Es innegable el progreso de la humanidad, en todos los campos. El hombre ha demostrado ser tan inteligente que muchos despistados aún no creen la proeza de haber ido a la luna, acontecimiento que vi con mis propios ojos, solo, la noche del 20 de julio de 1969, en mi enorme casa paterna, cuando todos ya se habían ido a dormir; el milagro, gracias a un televisor en blanco y negro que solía congregarnos a mí y buena parte de mis 13 hermanos, pues los mayores habían montado toldo aparte, cuando la gente solía casarse antes cumplir los 20 (sin entender por qué, con lo buena que era la soltería). “Un pequeño paso para el hombre, un gran salto para la humanidad”, alcancé a oír pronunciar a Neil Armstrong al descender del Módulo Lunar Apolo 11, nave cuyo cadáver -muy bien conservado- pude ver años después flotando en el Museo Nacional del Aire y el Espacio, en Washington D.C.
Pero no sólo el progreso espacial nos abruma. Cosas tan elementales como el cine, que llaman “séptimo arte” y como me habían dicho que ya era sonoro, incrédulo, para corroborarlo fui hace 12 años a ver una película titulada “El Artista”, con tan mala fortuna de que era muda -sólo música y baile- y quedé más frustrado que un surfista en Bolivia; y en días recientes, envalentonado, regresé al teatro para ver Indiana Jones y Misión Imposible, filmes que toca ver aferrados a un balde de crispetas para disimular los nervios, cuando a uno se le acaban las uñas y los cachetes, al transcurrir animado de tantas “mentiras reales”, los veteranos Harrison Ford y Tom Cruise apostando y haciendo cabriolas, cada uno por su lado, en carreras furiosas de caballos, carros y trenes, con buen reguero de balas de metralla perdidas, todo dentro de una pantalla gigante a color, sonido sensurround y movimiento alucinantes, que tienen la facultad de alejarlo a uno de la realidad por más de dos horas, casi lo que dura un discurso del presidente de nosotros un 20 de julio.
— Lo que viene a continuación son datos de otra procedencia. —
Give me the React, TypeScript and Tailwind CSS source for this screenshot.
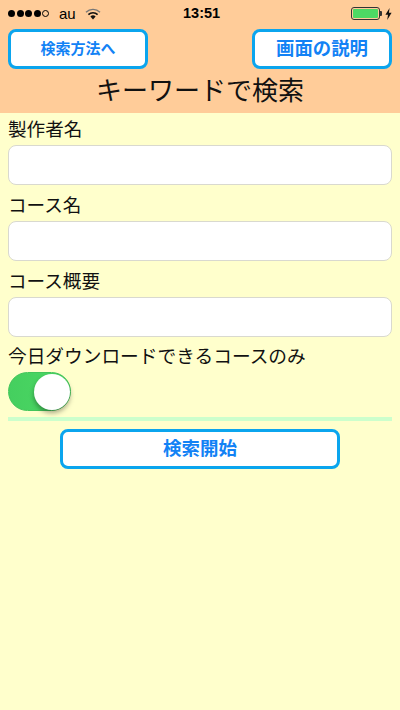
import React from 'react';

const font = { fontFamily: '"Noto Sans CJK JP", "Liberation Sans", sans-serif' };

const Field = ({ label }: { label: string }) => (
  <div className="flex flex-col">
    <div className="h-[32px] flex items-center pb-[1px] text-[18.6px] leading-none text-[#111]">{label}</div>
    <div className="h-[40px] rounded-[8px] bg-white border border-[#d9d9cf]" />
  </div>
);

const Btn = ({ text, cls }: { text: string; cls: string }) => (
  <div className={`flex items-center justify-center bg-white border-[3px] border-[#0ba5ee] rounded-[8px] text-[#1282f5] font-bold ${cls}`}>
    <span className="relative top-[-1px]">{text}</span>
  </div>
);

export default function App() {
  return (
    <div className="w-[400px] h-[710px] bg-[#ffffcc] flex flex-col overflow-hidden" style={font}>
      {/* header */}
      <div className="h-[113px] bg-[#ffcc99] flex flex-col">
        <div className="h-[29px] flex items-center px-[8px] pb-[2px] relative text-black">
          <div className="flex items-center gap-[1.5px]">
            {[0, 1, 2, 3].map(i => (
              <span key={i} className="w-[7px] h-[7px] rounded-full bg-black" />
            ))}
            <span className="w-[7px] h-[7px] rounded-full border border-black" />
          </div>
          <span className="ml-[10px] text-[15px] leading-none" style={{ fontFamily: '"Liberation Sans", sans-serif' }}>au</span>
          <svg className="ml-[9px]" width="16" height="12" viewBox="0 0 16 12">
            <path d="M1 4.2 A10 10 0 0 1 15 4.2" fill="none" stroke="#777" strokeWidth="1.4" />
            <path d="M3.4 6.6 A6.6 6.6 0 0 1 12.6 6.6" fill="none" stroke="#111" strokeWidth="1.6" />
            <path d="M8 11.5 L5.4 8.6 A3.6 3.6 0 0 1 10.6 8.6 Z" fill="#111" />
          </svg>
          <span className="absolute left-[183px] text-[14.5px] font-bold leading-none" style={{ fontFamily: '"Liberation Sans", sans-serif' }}>13:51</span>
          <div className="ml-auto flex items-center gap-[3px]">
            <div className="flex items-center">
              <div className="w-[29px] h-[13px] border border-[#333] rounded-[3px] p-[1px]">
                <div className="w-full h-full bg-[#4cd964] rounded-[1px]" />
              </div>
              <div className="w-[2px] h-[5px] bg-[#333] rounded-r-[1px]" />
            </div>
            <svg width="7" height="12" viewBox="0 0 7 12">
              <path d="M4.6 0 L0.4 6.8 H3 L2.2 12 L6.6 4.8 H3.9 Z" fill="#111" />
            </svg>
          </div>
        </div>
        <div className="flex justify-between px-[8px]">
          <Btn text="検索方法へ" cls="w-[140px] h-[40px] text-[15px]" />
          <Btn text="画面の説明" cls="w-[140px] h-[40px] text-[18.4px]" />
        </div>
        <div className="flex-1 flex items-center justify-center pb-[5px] text-[26px] leading-none text-[#111]">キーワードで検索</div>
      </div>

      {/* form */}
      <div className="flex flex-col px-[8px] gap-[4px]">
        <Field label="製作者名" />
        <Field label="コース名" />
        <Field label="コース概要" />
      </div>
      <div className="px-[8px] h-[35px] flex items-center pt-[2px] text-[18.7px] leading-none text-[#111]">今日ダウンロードできるコースのみ</div>
      <div className="px-[8px]">
        <div className="w-[63px] h-[39px] rounded-full bg-gradient-to-r from-[#45cf5f] to-[#4cd964] border border-[#43c65b] relative">
          <div className="absolute right-0 top-[1px] w-[36px] h-[36px] rounded-full bg-white shadow-[0_3px_5px_rgba(0,0,0,0.35)]" />
        </div>
      </div>
      <div className="mx-[8px] mt-[6px] h-[4px] bg-[#ccffcc]" />
      <div className="flex justify-center mt-[8px]">
        <Btn text="検索開始" cls="w-[280px] h-[40px] text-[18.5px]" />
      </div>
    </div>
  );
}
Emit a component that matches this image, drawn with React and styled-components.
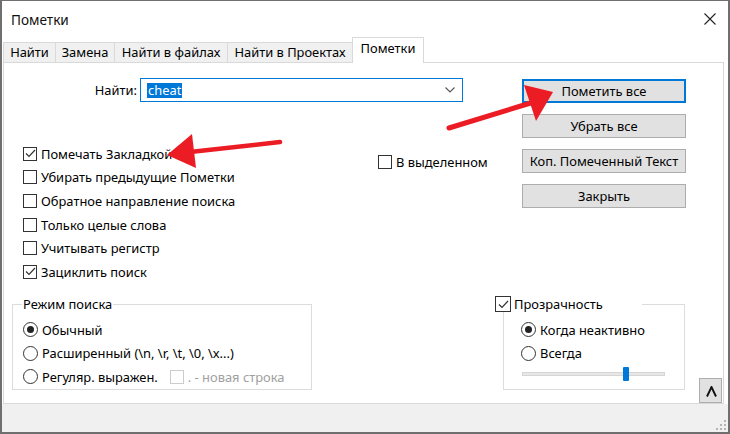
import React from "react";
import styled, { createGlobalStyle } from "styled-components";

const GlobalStyle = createGlobalStyle`
  html, body { margin: 0; padding: 0; background: #fff; }
  body {
    font-family: "Noto Sans", "Open Sans", sans-serif;
    font-size: 12.9px;
    color: #000;
  }
  * { box-sizing: border-box; }
`;

const Window = styled.div`
  position: relative;
  width: 730px;
  height: 434px;
  display: flex;
  flex-direction: column;
  background: #fff;
  border: 2px solid #6f6f6f;
  border-top-width: 1px;
  overflow: hidden;
`;

const TitleBar = styled.div`
  height: 36px;
  flex: none;
  display: flex;
  align-items: center;
  justify-content: space-between;
  padding: 0 9px 0 9px;
`;

const Title = styled.div`
  font-size: 13.6px;
  color: #111;
`;

const CloseBtn = styled.div`
  width: 14px;
  height: 14px;
  display: flex;
  margin-right: 2px;
`;

const TabStrip = styled.div`
  height: 25px;
  flex: none;
  display: flex;
  align-items: flex-end;
  padding-left: 1px;
`;

const Tab = styled.div`
  position: relative;
  width: ${(p) => p.$w}px;
  height: ${(p) => (p.$active ? 26 : 20)}px;
  margin-right: -1px;
  margin-bottom: ${(p) => (p.$active ? -1 : 0)}px;
  padding-bottom: ${(p) => (p.$active ? 5 : 1)}px;
  display: flex;
  align-items: center;
  justify-content: center;
  border: 1px solid #d9d9d9;
  border-bottom: none;
  background: ${(p) => (p.$active ? "#fff" : "#f0f0f0")};
  z-index: ${(p) => (p.$active ? 2 : 1)};
  white-space: nowrap;
`;

const Panel = styled.div`
  flex: 1;
  margin: 0 4px 0 1px;
  border: 1px solid #d9d9d9;
  display: flex;
  flex-direction: column;
`;

const TopSection = styled.div`
  display: flex;
  padding-top: 15px;
`;

const LeftCol = styled.div`
  width: 518px;
  flex: none;
`;

const FindRow = styled.div`
  display: flex;
  align-items: center;
  height: 24px;
`;

const FindLabel = styled.div`
  width: 133px;
  text-align: right;
`;

const Combo = styled.div`
  width: 323px;
  height: 24px;
  margin-left: 3px;
  border: 1px solid #0078d7;
  display: flex;
  align-items: center;
  justify-content: space-between;
  padding: 0 7px 0 6px;
`;

const Selected = styled.span`
  background: #0078d7;
  color: #fff;
  line-height: 15px;
  padding: 0 1px;
`;

const OptionsRow = styled.div`
  display: flex;
  margin-top: 40px;
`;

const CheckList = styled.div`
  width: 355px;
  margin-left: 19px;
  display: flex;
  flex-direction: column;
`;

const Row = styled.div`
  height: ${(p) => p.$h || 23.6}px;
  display: flex;
  align-items: center;
  gap: 4px;
  white-space: nowrap;
  color: ${(p) => (p.$disabled ? "#a0a0a0" : "#000")};
`;

const InSelection = styled(Row)`
  margin-top: 8px;
`;

const Box = styled.span`
  width: ${(p) => p.$size || 14}px;
  height: ${(p) => p.$size || 14}px;
  flex: none;
  border: 1px solid ${(p) => (p.$disabled ? "#cccccc" : "#333")};
  background: #fff;
  display: flex;
  align-items: center;
  justify-content: center;
`;

const Radio = styled.span`
  width: 15px;
  height: 15px;
  flex: none;
  border-radius: 50%;
  border: 1px solid #333;
  display: flex;
  align-items: center;
  justify-content: center;
  &::after {
    content: "";
    width: 7px;
    height: 7px;
    border-radius: 50%;
    background: ${(p) => (p.$checked ? "#222" : "transparent")};
  }
`;

const ButtonCol = styled.div`
  width: 164px;
  flex: none;
  padding-top: 1px;
  display: flex;
  flex-direction: column;
  gap: 11px;
`;

const Button = styled.div`
  height: 24px;
  display: flex;
  align-items: center;
  justify-content: center;
  background: #e1e1e1;
  border: 1px solid ${(p) => (p.$default ? "#0078d7" : "#adadad")};
  box-shadow: ${(p) => (p.$default ? "inset 0 0 0 1px #0078d7" : "none")};
`;

const BottomSection = styled.div`
  margin-top: auto;
  display: flex;
  align-items: flex-end;
`;

const Group = styled.fieldset`
  margin: 0 0 13px ${(p) => p.$ml}px;
  width: ${(p) => p.$w}px;
  height: 94px;
  min-width: 0;
  padding: 6px 0 0 ${(p) => p.$pl}px;
  border: 1px solid #dcdcdc;
  display: flex;
  flex-direction: column;
`;

const Legend = styled.legend`
  padding: 0 1px;
  margin-left: -1px;
  line-height: 16px;
`;

const CheckLegend = styled.legend`
  margin-left: -26px;
  width: 147px;
  padding: 0;
  background: #fff;
  display: flex;
  align-items: center;
  gap: 3px;
  height: 16px;
`;

const SliderWrap = styled.div`
  height: 17px;
  margin-left: 1px;
  display: flex;
  align-items: center;
`;

const Track = styled.div`
  position: relative;
  width: 143px;
  height: 4px;
  background: #e7e7e7;
  border: 1px solid #d6d6d6;
`;

const Thumb = styled.div`
  position: absolute;
  top: -6px;
  width: 6px;
  height: 14px;
  background: #0078d7;
  border-radius: 1px;
`;

const CollapseBtn = styled.div`
  width: 23px;
  height: 25px;
  margin-left: 14px;
  background: #e1e1e1;
  border: 1px solid #adadad;
  display: flex;
  align-items: center;
  justify-content: center;
  padding: 1px 0 0 2px;
`;

const StatusBar = styled.div`
  height: 28px;
  flex: none;
  background: #f0f0f0;
  display: flex;
  justify-content: flex-end;
  align-items: flex-end;
  padding: 0 1px 1px 0;
`;

const Overlay = styled.svg`
  position: absolute;
  left: 0;
  top: 0;
  pointer-events: none;
`;

const Check = ({ checked, disabled, size }) => (
  <Box $disabled={disabled} $size={size}>
    {checked && (
      <svg width="11" height="9" viewBox="0 0 11 9">
        <polyline points="1,4.5 4,7.5 10,1" fill="none" stroke="#333" strokeWidth="1.2" />
      </svg>
    )}
  </Box>
);

const tabs = [
  { label: "Найти", w: 53 },
  { label: "Замена", w: 60 },
  { label: "Найти в файлах", w: 114 },
  { label: "Найти в Проектах", w: 126 },
  { label: "Пометки", w: 72, active: true },
];

const options = [
  { label: "Помечать Закладкой", checked: true },
  { label: "Убирать предыдущие Пометки" },
  { label: "Обратное направление поиска" },
  { label: "Только целые слова" },
  { label: "Учитывать регистр" },
  { label: "Зациклить поиск", checked: true },
];

const buttons = ["Пометить все", "Убрать все", "Коп. Помеченный Текст", "Закрыть"];

export default function App() {
  return (
    <>
      <GlobalStyle />
      <Window>
        <TitleBar>
          <Title>Пометки</Title>
          <CloseBtn>
            <svg width="14" height="14" viewBox="0 0 14 14">
              <path d="M1.5 1.5 L12.5 12.5 M12.5 1.5 L1.5 12.5" stroke="#222" strokeWidth="1.1" />
            </svg>
          </CloseBtn>
        </TitleBar>

        <TabStrip>
          {tabs.map((t) => (
            <Tab key={t.label} $w={t.w} $active={t.active}>
              {t.label}
            </Tab>
          ))}
        </TabStrip>

        <Panel>
          <TopSection>
            <LeftCol>
              <FindRow>
                <FindLabel>Найти:</FindLabel>
                <Combo>
                  <Selected>cheat</Selected>
                  <svg width="10" height="6" viewBox="0 0 10 6">
                    <polyline points="0.5,0.5 5,5 9.5,0.5" fill="none" stroke="#555" strokeWidth="1.1" />
                  </svg>
                </Combo>
              </FindRow>
              <OptionsRow>
                <CheckList>
                  {options.map((o) => (
                    <Row key={o.label}>
                      <Check checked={o.checked} />
                      {o.label}
                    </Row>
                  ))}
                </CheckList>
                <InSelection>
                  <Check />В выделенном
                </InSelection>
              </OptionsRow>
            </LeftCol>
            <ButtonCol>
              {buttons.map((b, i) => (
                <Button key={b} $default={i === 0}>
                  {b}
                </Button>
              ))}
            </ButtonCol>
          </TopSection>

          <BottomSection>
            <Group $ml={8} $w={300} $pl={10}>
              <Legend>Режим поиска</Legend>
              <Row $h={23.5}>
                <Radio $checked />Обычный
              </Row>
              <Row $h={23.5}>
                <Radio />Расширенный (\n, \r, \t, \0, \x...)
              </Row>
              <Row $h={23.5}>
                <Radio />Регуляр. выражен.
                <Row $disabled style={{ marginLeft: 8 }}>
                  <Check disabled />. - новая строка
                </Row>
              </Row>
            </Group>

            <Group $ml={191} $w={182} $pl={17}>
              <CheckLegend>
                <Check checked size={16} />
                Прозрачность
              </CheckLegend>
              <Row $h={23.5}>
                <Radio $checked />Когда неактивно
              </Row>
              <Row $h={23.5}>
                <Radio />Всегда
              </Row>
              <SliderWrap>
                <Track>
                  <Thumb style={{ left: 100 }} />
                </Track>
              </SliderWrap>
            </Group>

            <CollapseBtn>
              <svg width="11" height="11" viewBox="0 0 11 11">
                <polyline points="1,10.5 5.5,1 10,10.5" fill="none" stroke="#111" strokeWidth="1.9" />
              </svg>
            </CollapseBtn>
          </BottomSection>
        </Panel>

        <StatusBar>
          <svg width="11" height="11" viewBox="0 0 11 11">
            {[[8, 0], [4, 4], [8, 4], [0, 8], [4, 8], [8, 8]].map(([x, y]) => (
              <rect key={`${x}-${y}`} x={x} y={y} width="2" height="2" fill="#b5b5b5" />
            ))}
          </svg>
        </StatusBar>

        <Overlay width="730" height="434" viewBox="0 0 730 434">
          <line x1="447" y1="127" x2="532" y2="101" stroke="#ec1c24" strokeWidth="5" strokeLinecap="round" />
          <polygon points="522,84 551,91 534,120" fill="#ec1c24" />
          <line x1="278" y1="141" x2="188" y2="151" stroke="#ec1c24" strokeWidth="4.5" strokeLinecap="round" />
          <polygon points="165,154 190,133 194,167" fill="#ec1c24" />
        </Overlay>
      </Window>
    </>
  );
}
Yo ya tengo definida mi propia maravilla del mundo, antes de que me la quiten: el centro comercial -mi nuevo primer hogar- verdadera “ciudadela cultural” de donde no provoca salir, pues allí se encuentra de todo, y la metería dentro de los grandes prodigios (al lado de Chichén Itzá, en Yucatán, Coliseo de Roma, Cristo Redentor, Gran Muralla China, Machu Picchu, Taj Mahal… Petra, en Jordania, la única que conozco); porque, además, contiene “maravillas de estrato superior”, tangibles y baratas (sin tener que tomar avión) tipo cafetería, restaurante, librería, cine, y algo bien interesante: la posibilidad de “darle de comer al ojito” -como decían en mi tiempo- para el caso del género masculino -aún supérstite, gracias a Dios- al visualizar a hermosas niñas caminando como en pasarela; pero lo mejor de todo: allí, en ese espacio multidisciplinario y encantador, se puede percibir un valor exótico, que difícilmente puede encontrarse en la mísera calle colombiana de nuestros días: la seguridad.
El antepasado próximo del centro comercial es, quizás, el almacén de grandes superficies, como El Ley, donde solíamos ir a dar vuelta para mitigar el calor callejero con aire acondicionado incorporado, mirar allí cosas perfectamente ubicadas en sus estanterías y antojarse de algunas colaciones y elementales viandas, como empanada (lo que más se vende) o perro caliente con “pintadito”, o Kolkana. Pero esos almacenes de cadena no tenían ni baño para los clientes y tal fue mi admiración al “quitarme la batatilla montañera” y al poco de terminar mi bachillerato poder ir de intercambio por los lados de Sioux City, Iowa, siendo K. Mart mi sitio preferido, donde podía extasiarme viendo cosas, desde agujas hasta carros, con la certeza de que podía pasar allí el día entero, pues había hasta baños con agua caliente, en un invierno de antología.
Post-it. ¿Qué será de la vida de la primera dama de la nación, tan escasa estos días?